Я позвонил спустя пару недель после того вечера, наполненного колкостями и язвительностями. При нормальных обстоятельствах Мод попросила бы прощения за свое поведение — по крайней мере, за то, что так рано уснула, — но на этот раз извинений не последовало. Она и словом не обмолвилась о произошедшем, была неразговорчива и сообщила лишь, что они с матерью все же поедут в Рим на Рождество. Я пожелал ей приятного путешествия и сказал, что буду рад открытке из Ватикана.
Открытки от Мод я не дождался, но получил поздравление с Рождеством от Густава и Камиллы. Их открытка, разумеется, была самодельной — даже бумагу изготовили в домашних условиях, с мелкими сухими цветочками. Приписка от Конни и Аниты гласила: «Теперь мы живем здесь! Чудесное место!» Слова написала женская рука. Значит, они перебрались из Стокгольма в Сэнкет. Похоже, Конни стал совсем плох.
Рождественским вечером я в одиночестве смотрел прямую трансляцию Святого Престола. Каждое появление понтифика на экране напоминало рассказ Конни о Стене Формане в юртхагенской квартире. Я стал переключать каналы, чтобы отвлечься, чем угодно, но трансляция из Ватикана манила к себе, ведь я знал, что где-то в толпе на площади Святого Петра стоит Мод, и эта близость к ней до смешного волновала меня.
Я не знал, что Мод заставила отправиться в это отчаянное паломничество престарелая мать, что Мод была больна, смертельно больна, что консилиум врачей в Радиумхеммет признал свое бессилие и положил историю болезни на полку. Оставались лишь вера и надежда во всевозможных формах: фитопрепараты, антропософские клиники, китайские целители, магические кристаллы, заклинания, жидкости, кремы, пилюли, голоса китов, медитации, постоянный ток, еще жидкости, еще кристаллы, голоса дельфинов, индийские целители, шарлатаны и знахари и так далее, пока не закончатся надежда и вера, и, может быть, даже деньги.
Вот что происходило с Мод, когда она, наконец, позвонила. Случилось это в апреле, в первый по-настоящему теплый весенний день. Я сидел на солнце у входа в контору, рядом с цветущей клумбой, вытянувшейся вдоль южной стены. Гуси и журавли вереницами тянулись над нашей местностью. На пастбище к западу от дома резвился теленок. Над соседским полем раздавался крик кроншнепа. В теплице теснились горшки и пакеты с ростками, дожидающимися высадки. Розы уже постригли и удобрили. Начался новый сезон.

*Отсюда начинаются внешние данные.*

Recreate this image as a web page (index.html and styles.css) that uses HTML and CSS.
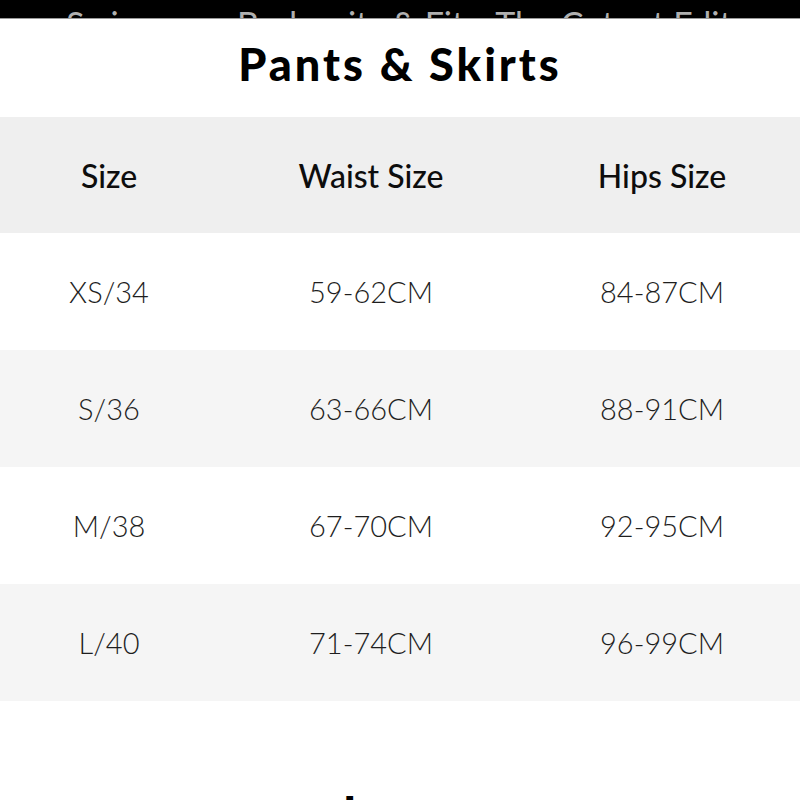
FILE: index.html
```html
<!DOCTYPE html>
<html lang="en">
<head>
    <meta charset="UTF-8">
    <meta name="viewport" content="width=device-width, initial-scale=1.0">
    <title>Size Guide</title>
    <link rel="stylesheet" href="styles.css">
</head>
<body>

    <div class="topbar">
        <span class="nav-text">Swimwear &nbsp;Bodysuits &amp; Fits &nbsp;The Cutout Edit</span>
    </div>

    <div class="sheet">
        <h2 class="chart-title">Pants &amp; Skirts</h2>

        <div class="size-table">
            <div class="row head">
                <div class="cell">Size</div>
                <div class="cell">Waist Size</div>
                <div class="cell">Hips Size</div>
            </div>
            <div class="row">
                <div class="cell">XS/34</div>
                <div class="cell">59-62CM</div>
                <div class="cell">84-87CM</div>
            </div>
            <div class="row alt">
                <div class="cell">S/36</div>
                <div class="cell">63-66CM</div>
                <div class="cell">88-91CM</div>
            </div>
            <div class="row">
                <div class="cell">M/38</div>
                <div class="cell">67-70CM</div>
                <div class="cell">92-95CM</div>
            </div>
            <div class="row alt">
                <div class="cell">L/40</div>
                <div class="cell">71-74CM</div>
                <div class="cell">96-99CM</div>
            </div>
        </div>

        <h2 class="chart-title next">Jeans</h2>
    </div>

</body>
</html>
```

FILE: styles.css
```css
body {
    font-family: Lato, "Noto Sans", sans-serif;
    background-color: #ffffff;
    margin: 0;
    padding: 0;
    color: #111;
}

.topbar {
    background: #000;
    height: 18px;
    overflow: hidden;
    padding-left: 66px;
    white-space: nowrap;
}

.nav-text {
    display: block;
    margin-top: 7px;
    height: 11px;
    overflow: hidden;
    font-size: 34px;
    line-height: 34px;
    color: #b0b0b0;
}

.sheet {
    border-top: 1px solid #9a9a9a;
    background: #fff;
}

.chart-title {
    font-size: 45px;
    font-weight: 900;
    text-align: center;
    letter-spacing: 3px;
    margin: 0;
    height: 98px;
    line-height: 90px;
    color: #000;
}

.chart-title.next {
    margin-top: 66px;
}

.row {
    display: grid;
    grid-template-columns: 218px 306px 1fr;
    height: 117px;
    align-items: center;
    background: #fff;
}

.row.alt {
    background: #f5f5f5;
}

.row.head {
    background: #efefef;
    height: 116px;
}

.cell {
    text-align: center;
    font-size: 29px;
    font-weight: 300;
    color: #1e1e1e;
}

.head .cell {
    font-size: 32px;
    font-weight: 500;
    color: #0d0d0d;
}
```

И вот звонит Мод и говорит все как есть. Она рассказала о своем состоянии как можно более серьезно, совершенно неузнаваемым голосом — сухим, хрипловатым и бесцветным, не вслушиваться в который было невозможно.
Я взял трубку в своем кабинете, но где положил — не знаю.
Она даже не была уверена, что успеет увидеть внука.
Я сказал, что хочу повидаться.
Она ответила, что видеть нечего.
Я возразил, что все же хочу прийти.
Она ответила, что не в силах мне помешать.